There are names that come up repeatedly when you talk to musicians who came through in the eighties and nineties. The bloke in Longsight who had three rooms in his warehouse and charged bands almost nothing because he liked having music around. The woman in Ancoats who let bands run a tab when they were skint and wipe it by helping with maintenance. The ex-musician in Stretford who turned his unit into a full rehearsal complex and made a point of keeping one room permanently available for new bands at reduced rates.
"He used to come down and listen sometimes," remembers one musician who used a space in south Manchester for several years in the nineties. "Not in a creepy way. He'd just sit in the corridor with a cup of tea. He'd tell you honestly if he thought something was working. He had good ears. He'd been in bands himself, years before. That room is where we wrote our first album, basically."
These figures function as mentors by accident or by design. They provide not just space but stability — and for bands in their early years, stability is everything. A consistent room, a regular slot, a landlord who isn't about to suddenly double the rate or redevelop the building: that's the foundation on which everything else gets built.
The Ones Who Ended It
For every supportive property owner, there's a story about the opposite — the landlord whose decision ended a band's momentum at exactly the wrong moment.

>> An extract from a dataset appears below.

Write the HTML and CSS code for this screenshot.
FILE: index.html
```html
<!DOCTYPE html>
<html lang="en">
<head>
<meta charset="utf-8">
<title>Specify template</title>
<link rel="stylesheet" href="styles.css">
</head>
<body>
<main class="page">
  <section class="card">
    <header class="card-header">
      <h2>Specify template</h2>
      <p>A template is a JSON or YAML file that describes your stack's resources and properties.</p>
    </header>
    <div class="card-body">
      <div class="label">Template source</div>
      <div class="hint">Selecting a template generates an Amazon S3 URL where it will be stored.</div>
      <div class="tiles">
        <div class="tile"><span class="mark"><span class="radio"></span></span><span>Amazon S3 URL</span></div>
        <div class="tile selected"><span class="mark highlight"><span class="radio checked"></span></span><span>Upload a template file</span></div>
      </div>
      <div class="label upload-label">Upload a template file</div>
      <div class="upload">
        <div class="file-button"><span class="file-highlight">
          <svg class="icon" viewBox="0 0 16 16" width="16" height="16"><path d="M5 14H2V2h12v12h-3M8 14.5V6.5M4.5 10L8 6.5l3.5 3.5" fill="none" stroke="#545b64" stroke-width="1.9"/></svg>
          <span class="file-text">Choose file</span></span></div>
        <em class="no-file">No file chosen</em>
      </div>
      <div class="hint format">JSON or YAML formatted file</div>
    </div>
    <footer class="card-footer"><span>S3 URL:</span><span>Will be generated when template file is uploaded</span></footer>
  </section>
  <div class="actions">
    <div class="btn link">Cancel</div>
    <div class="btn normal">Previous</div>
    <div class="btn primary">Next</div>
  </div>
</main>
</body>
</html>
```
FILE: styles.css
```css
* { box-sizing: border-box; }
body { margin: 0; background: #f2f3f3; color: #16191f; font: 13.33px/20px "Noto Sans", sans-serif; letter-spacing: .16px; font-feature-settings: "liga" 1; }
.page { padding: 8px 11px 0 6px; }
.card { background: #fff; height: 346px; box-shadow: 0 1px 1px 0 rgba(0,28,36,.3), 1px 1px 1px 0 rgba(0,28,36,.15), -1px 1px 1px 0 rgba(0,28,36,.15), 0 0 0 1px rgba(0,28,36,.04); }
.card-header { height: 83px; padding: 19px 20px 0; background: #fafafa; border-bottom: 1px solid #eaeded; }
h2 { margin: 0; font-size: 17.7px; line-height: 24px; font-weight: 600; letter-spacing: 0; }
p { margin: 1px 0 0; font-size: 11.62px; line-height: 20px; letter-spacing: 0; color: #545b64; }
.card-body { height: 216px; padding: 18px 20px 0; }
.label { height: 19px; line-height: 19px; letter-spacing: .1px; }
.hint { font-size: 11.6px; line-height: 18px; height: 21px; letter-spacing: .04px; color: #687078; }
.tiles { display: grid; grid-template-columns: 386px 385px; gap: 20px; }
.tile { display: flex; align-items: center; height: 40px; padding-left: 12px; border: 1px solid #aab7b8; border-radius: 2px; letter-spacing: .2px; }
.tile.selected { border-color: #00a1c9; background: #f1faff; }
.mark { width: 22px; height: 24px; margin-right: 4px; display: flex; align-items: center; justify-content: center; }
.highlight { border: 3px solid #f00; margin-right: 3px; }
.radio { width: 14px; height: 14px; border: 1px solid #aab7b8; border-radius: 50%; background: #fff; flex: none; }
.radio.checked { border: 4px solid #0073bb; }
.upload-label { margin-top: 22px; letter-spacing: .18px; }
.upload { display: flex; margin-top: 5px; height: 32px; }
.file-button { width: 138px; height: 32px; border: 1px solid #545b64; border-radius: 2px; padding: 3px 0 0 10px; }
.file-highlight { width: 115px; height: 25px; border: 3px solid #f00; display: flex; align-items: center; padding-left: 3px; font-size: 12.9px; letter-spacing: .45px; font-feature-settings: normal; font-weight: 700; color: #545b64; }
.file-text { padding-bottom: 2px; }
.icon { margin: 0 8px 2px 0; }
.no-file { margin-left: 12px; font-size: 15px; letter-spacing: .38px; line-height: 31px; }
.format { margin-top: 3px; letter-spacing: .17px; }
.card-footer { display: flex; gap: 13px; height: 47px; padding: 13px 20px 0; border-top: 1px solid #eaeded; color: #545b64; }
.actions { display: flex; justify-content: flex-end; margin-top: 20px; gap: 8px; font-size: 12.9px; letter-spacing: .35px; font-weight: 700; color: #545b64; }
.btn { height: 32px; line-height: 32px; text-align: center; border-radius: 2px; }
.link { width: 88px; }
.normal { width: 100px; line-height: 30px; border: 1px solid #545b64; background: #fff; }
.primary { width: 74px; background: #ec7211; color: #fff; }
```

Eviction from a rehearsal space might sound like a minor inconvenience, but for a band operating on thin margins, it can be catastrophic. Finding a new room takes weeks. Moving equipment is expensive and risky. Losing a regular slot disrupts the rhythm of writing and rehearsing that bands depend on to develop.
"We'd been in the same room for two years," says one drummer who played in several Manchester acts through the mid-2000s. "We had the slot dialled in. We knew the room. We'd spent months getting our sound right in that specific space. Then the landlord sold the building and the new owner wanted it for storage. Three months' notice. By the time we found somewhere new, the singer had moved to Leeds for work. That was basically that."

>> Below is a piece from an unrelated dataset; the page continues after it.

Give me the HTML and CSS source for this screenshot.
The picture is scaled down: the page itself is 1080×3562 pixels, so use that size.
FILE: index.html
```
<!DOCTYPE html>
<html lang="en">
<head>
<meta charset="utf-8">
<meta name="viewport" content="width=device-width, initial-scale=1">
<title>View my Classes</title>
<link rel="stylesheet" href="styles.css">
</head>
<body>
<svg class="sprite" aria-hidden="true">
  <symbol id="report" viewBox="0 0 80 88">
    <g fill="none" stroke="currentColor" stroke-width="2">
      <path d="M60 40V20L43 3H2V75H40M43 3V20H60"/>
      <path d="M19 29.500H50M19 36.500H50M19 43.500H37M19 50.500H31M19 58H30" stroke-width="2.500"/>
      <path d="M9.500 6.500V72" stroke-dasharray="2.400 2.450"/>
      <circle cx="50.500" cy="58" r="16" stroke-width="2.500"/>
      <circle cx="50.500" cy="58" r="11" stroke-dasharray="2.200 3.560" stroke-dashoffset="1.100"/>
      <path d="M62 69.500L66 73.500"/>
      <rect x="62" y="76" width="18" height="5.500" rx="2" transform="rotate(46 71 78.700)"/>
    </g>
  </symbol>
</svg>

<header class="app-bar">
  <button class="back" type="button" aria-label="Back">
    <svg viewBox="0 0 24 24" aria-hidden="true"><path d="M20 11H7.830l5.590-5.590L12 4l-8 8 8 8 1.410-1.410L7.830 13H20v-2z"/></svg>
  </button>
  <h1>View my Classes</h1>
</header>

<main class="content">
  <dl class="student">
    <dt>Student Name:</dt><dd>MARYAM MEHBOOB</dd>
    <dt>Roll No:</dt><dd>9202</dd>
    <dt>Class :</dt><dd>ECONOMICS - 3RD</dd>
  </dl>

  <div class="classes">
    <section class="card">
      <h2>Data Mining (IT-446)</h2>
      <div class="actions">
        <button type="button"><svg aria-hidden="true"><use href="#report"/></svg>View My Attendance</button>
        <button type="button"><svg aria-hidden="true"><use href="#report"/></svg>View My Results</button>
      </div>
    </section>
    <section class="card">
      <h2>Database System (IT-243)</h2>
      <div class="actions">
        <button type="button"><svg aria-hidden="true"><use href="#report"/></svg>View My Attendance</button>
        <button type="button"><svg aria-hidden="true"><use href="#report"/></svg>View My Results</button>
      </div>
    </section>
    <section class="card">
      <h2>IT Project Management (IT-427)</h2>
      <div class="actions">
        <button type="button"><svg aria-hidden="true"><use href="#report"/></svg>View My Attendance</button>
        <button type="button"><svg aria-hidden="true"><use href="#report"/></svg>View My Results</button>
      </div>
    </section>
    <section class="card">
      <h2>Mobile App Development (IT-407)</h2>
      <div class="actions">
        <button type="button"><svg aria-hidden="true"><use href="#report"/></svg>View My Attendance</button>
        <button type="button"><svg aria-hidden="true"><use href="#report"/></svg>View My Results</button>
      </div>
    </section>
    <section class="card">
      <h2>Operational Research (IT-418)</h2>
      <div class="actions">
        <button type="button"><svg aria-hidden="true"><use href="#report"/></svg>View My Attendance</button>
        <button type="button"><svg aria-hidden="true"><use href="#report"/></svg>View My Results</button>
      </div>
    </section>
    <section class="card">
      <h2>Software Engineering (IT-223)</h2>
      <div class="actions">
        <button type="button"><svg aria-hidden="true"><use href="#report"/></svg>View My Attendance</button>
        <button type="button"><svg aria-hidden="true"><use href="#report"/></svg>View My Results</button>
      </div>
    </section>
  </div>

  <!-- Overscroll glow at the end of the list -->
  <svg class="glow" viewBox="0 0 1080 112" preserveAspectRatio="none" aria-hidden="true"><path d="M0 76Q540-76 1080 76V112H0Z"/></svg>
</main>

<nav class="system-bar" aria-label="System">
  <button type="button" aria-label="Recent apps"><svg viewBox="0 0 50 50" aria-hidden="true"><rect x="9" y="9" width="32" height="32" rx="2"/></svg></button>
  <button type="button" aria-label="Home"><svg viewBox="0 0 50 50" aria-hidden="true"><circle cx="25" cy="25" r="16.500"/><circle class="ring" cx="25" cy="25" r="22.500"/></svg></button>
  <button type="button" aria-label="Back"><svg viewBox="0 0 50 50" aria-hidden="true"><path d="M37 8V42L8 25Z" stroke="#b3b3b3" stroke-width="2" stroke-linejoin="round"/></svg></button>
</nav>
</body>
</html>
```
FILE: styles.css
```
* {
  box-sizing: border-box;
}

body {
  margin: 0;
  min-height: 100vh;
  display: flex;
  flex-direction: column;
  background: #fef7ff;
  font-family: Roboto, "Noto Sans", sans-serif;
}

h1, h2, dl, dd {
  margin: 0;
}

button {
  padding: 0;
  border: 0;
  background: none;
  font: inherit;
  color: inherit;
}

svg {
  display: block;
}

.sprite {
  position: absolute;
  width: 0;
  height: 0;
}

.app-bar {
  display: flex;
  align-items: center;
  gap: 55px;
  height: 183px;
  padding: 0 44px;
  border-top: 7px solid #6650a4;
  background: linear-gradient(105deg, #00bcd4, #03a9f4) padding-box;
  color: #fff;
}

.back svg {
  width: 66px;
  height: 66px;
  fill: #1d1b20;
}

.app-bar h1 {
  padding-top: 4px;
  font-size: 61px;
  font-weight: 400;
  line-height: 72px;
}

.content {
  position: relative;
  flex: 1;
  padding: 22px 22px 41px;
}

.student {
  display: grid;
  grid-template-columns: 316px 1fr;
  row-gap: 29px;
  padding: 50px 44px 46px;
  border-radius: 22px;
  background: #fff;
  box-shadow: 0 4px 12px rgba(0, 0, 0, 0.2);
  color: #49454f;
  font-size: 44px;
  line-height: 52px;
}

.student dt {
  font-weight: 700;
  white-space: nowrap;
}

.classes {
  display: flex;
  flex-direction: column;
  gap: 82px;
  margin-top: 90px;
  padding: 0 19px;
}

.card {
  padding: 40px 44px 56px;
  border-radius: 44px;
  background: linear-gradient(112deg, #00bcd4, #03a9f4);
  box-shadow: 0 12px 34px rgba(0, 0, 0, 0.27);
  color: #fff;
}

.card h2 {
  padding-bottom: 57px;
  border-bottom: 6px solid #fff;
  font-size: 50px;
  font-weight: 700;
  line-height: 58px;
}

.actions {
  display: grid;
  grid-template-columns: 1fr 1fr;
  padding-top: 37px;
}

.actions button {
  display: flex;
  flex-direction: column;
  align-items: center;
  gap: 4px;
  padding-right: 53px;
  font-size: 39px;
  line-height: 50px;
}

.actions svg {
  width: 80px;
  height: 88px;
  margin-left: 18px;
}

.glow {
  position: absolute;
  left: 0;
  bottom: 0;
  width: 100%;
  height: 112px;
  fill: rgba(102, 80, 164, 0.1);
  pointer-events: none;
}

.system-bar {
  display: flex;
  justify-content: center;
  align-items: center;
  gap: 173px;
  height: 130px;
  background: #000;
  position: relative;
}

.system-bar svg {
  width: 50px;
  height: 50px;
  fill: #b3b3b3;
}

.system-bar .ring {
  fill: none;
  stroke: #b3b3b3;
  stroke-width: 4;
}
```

The story isn't unusual. It's not even particularly dramatic by the standards of what bands go through. But it illustrates how much of a band's survival depends on variables that have nothing to do with talent or dedication or how good the songs are.
The Housing Crisis Comes for the Practice Room
If access to rehearsal space has always been patchy, the situation now is actively getting worse. The same forces driving Manchester's housing crisis — rising property values, redevelopment pressure, the conversion of industrial space into residential units — are eating into the rehearsal room map at an alarming rate.
Railway arches that housed practice spaces for thirty years are being turned into cocktail bars and artisan coffee roasters. Industrial units that were affordable because nobody else wanted them are suddenly desirable as the city's footprint expands. And the economics of running a rehearsal space in Manchester in 2024 are genuinely brutal.
"The rates alone have nearly doubled in five years," says one operator who runs a small complex of rooms in east Manchester. "I'm passing as little of that on as I can, but I can't absorb it all. The bands at the bottom — the new ones, the ones who can't really afford it anyway — those are the ones who end up not being able to book time. And those are the ones who need it most."
The irony is sharp: the city most associated with bands that came from nothing, bands that rehearsed in terrible conditions and made something extraordinary from it, is becoming a city where the basic act of rehearsing is financially out of reach for the people most likely to be the next generation of those bands.
What Gets Lost
There's a broader point here about what rehearsal space actually provides beyond the obvious. It's not just somewhere to make noise. It's a place where a band develops its identity — where songs get argued about and rearranged, where the dynamic between members gets established, where the particular sound of that specific group of people in that specific room starts to form.
Lose the room and you don't just lose the convenience. You lose the process. And the process is where the music actually comes from.
The venues, the records, the stories — all of that flows from rooms that most people never see, controlled by people most music fans couldn't name. The landlords and property owners of Greater Manchester's rehearsal spaces are the first and often most decisive gatekeepers in the city's musical ecosystem.
Some of them know it. Some of them care. And some of them are just wondering whether they could get a better return converting the place into self-storage.
The bands of the next decade are sitting in rooms right now, hoping the answer is no.